I don't know what I'm asking tbh. Does anyone understand?

my strategy will, I think, be to bury my head in the sand and hope to christ my sil does not put us on the same table as the person i would love never to have existed. It's only one day. but it's weird to feel the pain again.

my sil's view (we have only rarely discussed this) is that she is not responsible for my dh's actions and she is, of course, right. She was highly depressed at the time and so even I said that to her - she was too vulnerable iyswim. So my oh tied himself in knots...

OP posts:
Bluntness100 · 27/02/2018 08:35

She dumped the other bloke & despite having a terrible childhood & bad experiences, she gambled and TRUSTED her now DH, they made a commitment to each other

Annie, that's a very long post for someone who clearly hasn't been arsed to read the thread, he had made no commitment, she specifically states it.

andhardlyanywomenatall · 27/02/2018 08:57

good morning lovely people.

Annie essentially has it right though I guess so does bluntness. We were too immature to wield words like commitment meaningfully.

Mike - love your last post. you have genuinely helped a stranger. Thank you. thanks to everyone.

Several people on this thread deserve a medal, in fact.

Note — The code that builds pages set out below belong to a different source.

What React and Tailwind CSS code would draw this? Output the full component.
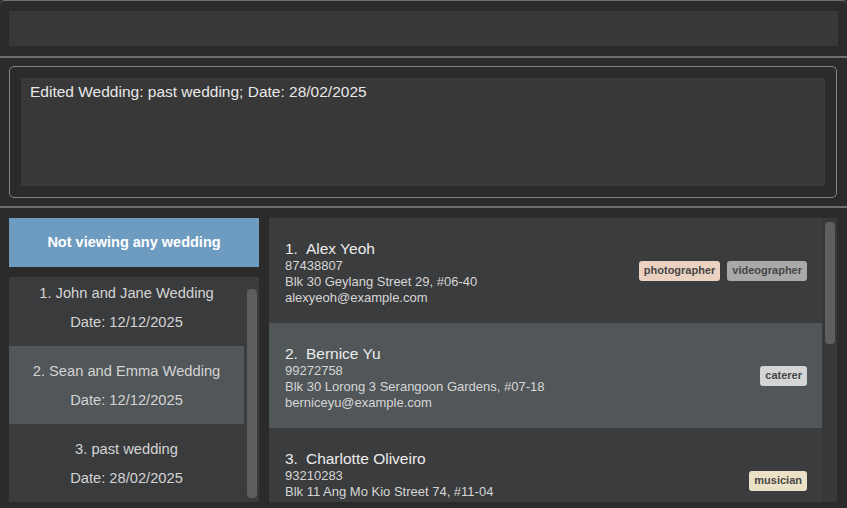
import React from "react";

const weddings = [
  { title: "1. John and Jane Wedding", date: "Date: 12/12/2025", selected: false },
  { title: "2. Sean and Emma Wedding", date: "Date: 12/12/2025", selected: true },
  { title: "3. past wedding", date: "Date: 28/02/2025", selected: false },
];

const persons = [
  {
    id: "1.",
    name: "Alex Yeoh",
    phone: "87438807",
    address: "Blk 30 Geylang Street 29, #06-40",
    email: "alexyeoh@example.com",
    tags: [
      { label: "photographer", cls: "bg-[#ebd1c0]" },
      { label: "videographer", cls: "bg-[#a9a9a9]" },
    ],
    selected: false,
  },
  {
    id: "2.",
    name: "Bernice Yu",
    phone: "99272758",
    address: "Blk 30 Lorong 3 Serangoon Gardens, #07-18",
    email: "berniceyu@example.com",
    tags: [{ label: "caterer", cls: "bg-[#d5d5d5]" }],
    selected: true,
  },
  {
    id: "3.",
    name: "Charlotte Oliveiro",
    phone: "93210283",
    address: "Blk 11 Ang Mo Kio Street 74, #11-04",
    email: null,
    tags: [{ label: "musician", cls: "bg-[#ebe1c6]" }],
    selected: false,
  },
];

export default function App() {
  return (
    <div className="w-[847px] h-[508px] bg-[#2b2b2b] flex flex-col overflow-hidden font-['Liberation_Sans',Arial,sans-serif]">
      {/* Command box */}
      <div className="h-[56px] shrink-0 border-t border-[#707070] rounded-t-[5px] pl-[9px] pr-[9px] pt-[10px]">
        <div className="h-[35px] bg-[#383838]" />
      </div>
      <div className="h-[2px] shrink-0 bg-[#6f6f6f]" />

      {/* Result display */}
      <div className="h-[148px] shrink-0 pl-[9px] pr-[10px] pt-[8px]">
        <div className="h-[132px] border border-[#858585] rounded-[5px] p-[11px]">
          <div className="h-full bg-[#383838] pl-[9px] pt-[5px] text-[15.5px] leading-[18px] text-[#e8e8e8]">
            Edited Wedding: past wedding; Date: 28/02/2025
          </div>
        </div>
      </div>
      <div className="h-[2px] shrink-0 bg-[#6f6f6f]" />

      {/* Bottom area */}
      <div className="flex-1 flex pl-[9px] pr-[10px] pt-[10px] pb-[6px] gap-[10px] min-h-0">
        {/* Left column */}
        <div className="w-[250px] flex flex-col gap-[10px]">
          <div className="h-[49px] shrink-0 bg-[#6e9bc0] flex items-center justify-center text-white font-bold text-[14.5px]">
            Not viewing any wedding
          </div>
          <div className="flex-1 flex bg-[#3a3b3d] overflow-hidden min-h-0">
            <div className="w-[235px] overflow-hidden">
              <div className="-mt-[9px]">
                {weddings.map((w, i) => (
                  <div
                    key={i}
                    className={`h-[78px] flex flex-col items-center justify-center pt-[1px] text-[14.7px] leading-[29px] text-[#d4d4d4] ${
                      w.selected ? "bg-[#515659]" : "bg-[#3a3b3d]"
                    }`}
                  >
                    <div>{w.title}</div>
                    <div>{w.date}</div>
                  </div>
                ))}
              </div>
            </div>
            <div className="w-[15px] pt-[12px] pl-[3px]">
              <div className="w-[10px] h-[209px] rounded-[4px] bg-[#5e5e5e]" />
            </div>
          </div>
        </div>

        {/* Right column */}
        <div className="w-[568px] flex bg-[#37383a] overflow-hidden">
          <div className="w-[553px] overflow-hidden">
            {persons.map((p, i) => (
              <div
                key={i}
                className={`h-[105px] shrink-0 flex items-center pl-[16px] pr-[15px] ${
                  p.selected ? "bg-[#515659]" : "bg-[#3b3c3e]"
                }`}
              >
                <div className="flex-1 self-start pt-[21px]">
                  <div className="text-[15.5px] leading-[19px] text-[#ececec] flex gap-[8px]">
                    <span>{p.id}</span>
                    <span>{p.name}</span>
                  </div>
                  <div className="text-[13px] leading-[16px] text-[#d6d6d6]">{p.phone}</div>
                  <div className="text-[13px] leading-[16px] text-[#d6d6d6]">{p.address}</div>
                  {p.email && (
                    <div className="text-[13px] leading-[16px] text-[#d6d6d6]">{p.email}</div>
                  )}
                </div>
                <div className="flex gap-[7px]">
                  {p.tags.map((t) => (
                    <span
                      key={t.label}
                      className={`h-[20px] px-[5px] flex items-center rounded-[3px] text-[11px] font-bold text-[#474747] ${t.cls}`}
                    >
                      {t.label}
                    </span>
                  ))}
                </div>
              </div>
            ))}
          </div>
          <div className="w-[15px] pt-[4px] pl-[3px]">
            <div className="w-[10px] h-[122px] rounded-[4px] bg-[#5e5e5e]" />
          </div>
        </div>
      </div>
    </div>
  );
}
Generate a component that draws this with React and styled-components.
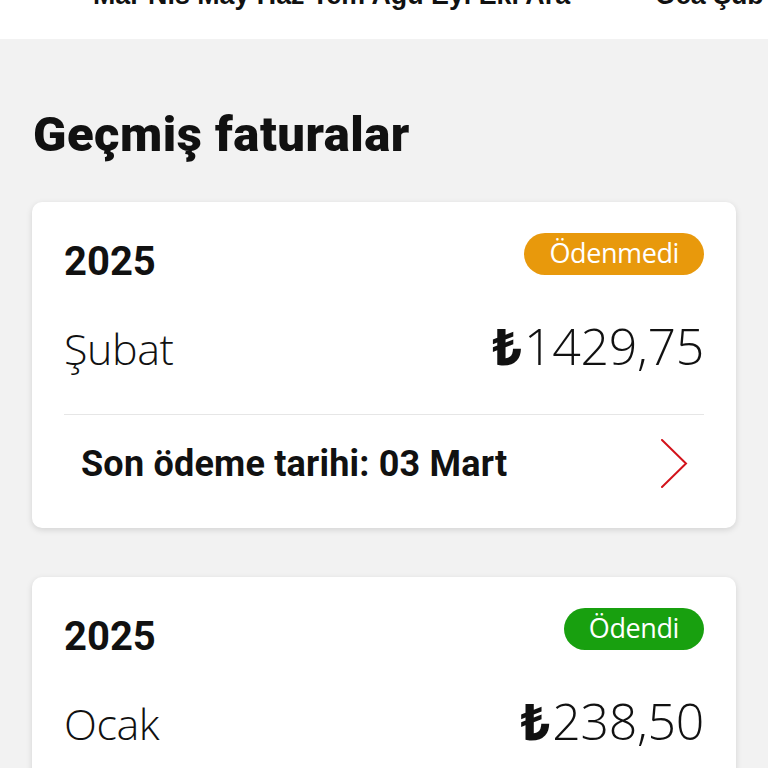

"Fwiw I don't think you need to see a counsellor now. Perhaps you're right that back then it could have helped. I'm not sure reopening all the old wounds will help at this stage. Reassure yourself that really none of you was so very different to young people everywhere, acknowledge your collective youthful idiocy and reflect on all the things (years of committed relationships, better management of emotions and mental health, prioritising of careers and children) that mark out your lives now as distinct from how they were then. You are no longer twenty year old dickheads. Enjoy the wedding, and cherish the fact that you share relationships with these people who've known you so long, have seen you behave your worst, and still love you and accept you for who you are. I'm glad this thread has helped."

this is so funny but so true.

I have genuinely never smiled about any of this before.

OP posts:
Dozer · 27/02/2018 14:40

Grin “You are no longer 20 year old dickheads”

Dozer · 27/02/2018 14:41

Cheers to that eh Wine

Apologies to any youthful MNetters who, unlike some of us, have it all sussed!